3. El papa, en tanto que humano, sucumbirá al engreimiento. Es razonable que así sea. Estará rodeado de aduladores. Causará fascinación por donde vaya. Todos desearán tocarlo, ser mirados por él, recibir sus palabras. Querrá, quizás, mostrarse humilde —pues sabe que la soberbia envilece—, pero en su interior arderá una llamita de vanidad. No se le ha de culpar por ello. Es inevitable. Cuando elector, al igual que sus colegas, accedió al cónclave con el secreto conocimiento de qué respondería a la pregunta «Quo nomine vis vocari?» y de cómo serían esas lágrimas que lo acogerían en la Sala del Pianto si sobre él —por voluntad y “acierto” del Espíritu Santo— recayera el peso de la iglesia.

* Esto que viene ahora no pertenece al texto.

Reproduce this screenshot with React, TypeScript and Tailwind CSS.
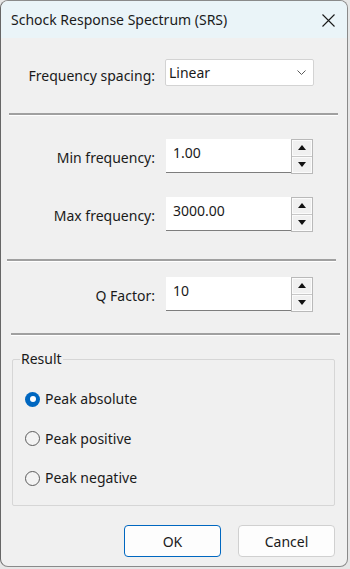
import React from "react";

function Spin() {
  return (
    <div className="w-[22px] h-[35px] border border-[#b9b9b9] bg-[#f0f0f0] flex flex-col">
      <div className="h-[16px] border border-[#fbfbfb] flex items-center justify-center">
        <svg width="8" height="5" viewBox="0 0 8 5"><polygon points="0,5 8,5 4,0" fill="#111" /></svg>
      </div>
      <div className="h-[1px] bg-[#c8c8c8]" />
      <div className="flex-1 border border-[#fbfbfb] flex items-center justify-center">
        <svg width="8" height="5" viewBox="0 0 8 5"><polygon points="0,0 8,0 4,5" fill="#111" /></svg>
      </div>
    </div>
  );
}

function SpinRow({ label, value, mt }: { label: string; value: string; mt: string }) {
  return (
    <div className={`flex items-center h-[34px] ${mt}`}>
      <div className="w-[154px] text-right text-[14px] text-[#1a1a1a] leading-[20px] mt-[3px]">{label}</div>
      <div className="ml-[11px] flex items-start">
        <div className="w-[125px] h-[34px] bg-white border-b border-b-[#7d7d7d] pl-[7px] pt-[4px] text-[14px] leading-[20px] text-[#1a1a1a]">
          {value}
        </div>
        <Spin />
      </div>
    </div>
  );
}

function Radio({ label, checked }: { label: string; checked?: boolean }) {
  return (
    <div className="flex items-center h-[20px]">
      {checked ? (
        <div className="w-[15px] h-[15px] rounded-full bg-[#0067c0] flex items-center justify-center">
          <div className="w-[6px] h-[6px] rounded-full bg-white" />
        </div>
      ) : (
        <div className="w-[15px] h-[15px] rounded-full border border-[#5c5c5c] bg-[#f3f3f3]" />
      )}
      <span className="ml-[5px] text-[14px] leading-[20px] text-[#1a1a1a]">{label}</span>
    </div>
  );
}

export default function App() {
  return (
    <div className="w-[350px] h-[569px] bg-[#e6e6e6] overflow-hidden font-['Noto_Sans',sans-serif]">
      <div className="w-[348px] h-[567px] bg-[#f0f0f0] border border-[#8a8a8a] border-l-[#666666] rounded-[8px] overflow-hidden flex flex-col">
        <div className="h-[37px] shrink-0 bg-[#eaf4f8] flex items-center justify-between pl-[10px] pr-[12px]">
          <span className="text-[14px] text-[#1b1b1b] leading-[20px]">Schock Response Spectrum (SRS)</span>
          <svg width="13" height="13" viewBox="0 0 13 13" className="mt-[1px]">
            <path d="M0.5 0.5 L12.5 12.5 M12.5 0.5 L0.5 12.5" stroke="#1a1a1a" strokeWidth="1.1" />
          </svg>
        </div>

        <div className="flex items-center h-[27px] mt-[21px]">
          <div className="w-[154px] text-right text-[14px] text-[#1a1a1a] leading-[20px] mt-[6px]">Frequency spacing:</div>
          <div className="ml-[10px] w-[149px] h-[27px] bg-white border border-[#d3d3d3] rounded-[2px] flex items-center justify-between pl-[3px] pr-[7px]">
            <span className="text-[14px] leading-[20px] text-[#1a1a1a]">Linear</span>
            <svg width="9" height="5" viewBox="0 0 9 5">
              <path d="M0.5 0.5 L4.5 4.5 L8.5 0.5" stroke="#5a5a5a" strokeWidth="1" fill="none" />
            </svg>
          </div>
        </div>

        <div className="ml-[8px] w-[329px] h-[3px] mt-[27px] border-t-2 border-t-[#a0a0a0] border-b border-b-white" />

        <SpinRow label="Min frequency:" value="1.00" mt="mt-[23px]" />
        <SpinRow label="Max frequency:" value="3000.00" mt="mt-[24px]" />

        <div className="ml-[6px] w-[329px] h-[3px] mt-[28px] border-t-2 border-t-[#a0a0a0] border-b border-b-white" />

        <SpinRow label="Q Factor:" value="10" mt="mt-[15px]" />

        <div className="ml-[10px] w-[329px] h-[3px] mt-[22px] border-t-2 border-t-[#a0a0a0] border-b border-b-white" />

        <div className="relative ml-[11px] mt-[23px] w-[323px] h-[147px] border border-[#d6d6d6] rounded-[2px]">
          <span className="absolute left-[7px] top-[-11px] px-[1px] bg-[#f0f0f0] text-[14px] leading-[20px] text-[#1a1a1a]">Result</span>
          <div className="flex flex-col pl-[12px] pt-[29px] gap-[19.5px]">
            <Radio label="Peak absolute" checked />
            <Radio label="Peak positive" />
            <Radio label="Peak negative" />
          </div>
        </div>

        <div className="flex justify-end gap-[17px] pr-[12px] mt-[19px]">
          <button className="w-[97px] h-[32px] bg-[#fdfdfd] border border-[#0067c0] rounded-[4px] text-[14px] text-[#1a1a1a]">OK</button>
          <button className="w-[97px] h-[32px] bg-[#fdfdfd] border border-[#d0d0d0] rounded-[4px] text-[14px] text-[#1a1a1a]">Cancel</button>
        </div>
      </div>
    </div>
  );
}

4. El papa tiene claro que su gestión del tiempo no es similar a la del resto de mandatarios. Él no siembra para recoger ahora, sino para una cosecha futura. Cada minuto de gobierno laico equivale, en un pontificado, en el mejor de los casos, a una hora, aunque lo normal es que se sitúe entre un mes (los más innovadores) y un año (los menos proclives a los cambios).
5. El papa, se mire por donde se mire, es de ideología conservadora. Su condición le impele al estatismo. Toda revolución, si no hubiera más remedio que padecerla, solo puede ser diacrónica. Si ha de afectarle, el papa buscará el modo de que dure poco y de que sus consecuencias rupturistas sean ínfimas. En su actitud reaccionaria, no es descartable la existencia de alguna que otra inclinación —sutil, por supuesto— hacia un cierto progresismo que, tratándose de la institución de la que se trata, siempre será constreñido.
6. El papa, cuando asume el rol de jefe de Estado, es plenamente consciente de que su poder es mínimo, irrelevante, insuficiente, pobre, suprimible si hubiera voluntad externa para ello. Por eso, le interesa más mostrarse como la autoridad religiosa que es: no es lo mismo ser la cabeza de un país de 44 hectáreas y con apenas mil personas censadas que ser la conciencia de casi mil quinientos millones de seres humanos en todo el planeta Tierra.
7. El papa no olvida lo relativa que es su fortaleza como autoridad religiosa, puesto que esta se sustenta en la eficacia con la que una serie de textos divulgativos y normativos, compuestos por otros hombres como él, se aclimatan a la cosmovisión y creencia de sus destinatarios. Tan pronto como un receptor diga «Esto es ficción, no me atañe», el poder papal se disuelve al instante.
8. El papa, tras la misa de inicio del ministerio petrino del Obispo de Roma, ya se sabe inmortal. Su nombre quedará registrado o será supuesto en cuantos documentos escritos, orales o visuales recojan cualquier detalle relacionado con el catolicismo. Su vida tras la llegada a la Sede de Pedro y su muerte serán seguidas por millones de terrícolas. Esto, inevitablemente, condicionará su manera de ver el mundo y, en consecuencia, sobre cuál habrá de ser su legado.
9. El papa estará siempre solo y situado permanentemente en una suerte de tierra de nadie. Aunque no deje de haber gente a su alrededor, se hallará siempre en un lugar intermedio: entre la comunicación con un dios que no le hablará como si fuera una tercera persona, sino a través de un diálogo introspectivo donde toda interpretación empieza y acaba en la mismidad; y la conexión con semejantes que, de un modo u otro, mantendrán una distancia con él. Su afabilidad, distensión, cercanía… no impedirá a los que le rodean la conciencia clara de la separación que hay entre ellos y el reconocido como Vicario de Cristo.
10. El papa está al tanto de que nadie —excepto los vaticanos y los afectos a la Iglesia Católica Apostólica Romana— está obligado a obedecerle. Conviene no confundir el deber de todo súbdito con el respeto de cualquier ser humano del planeta Tierra hacia el papa en consideración a su representatividad.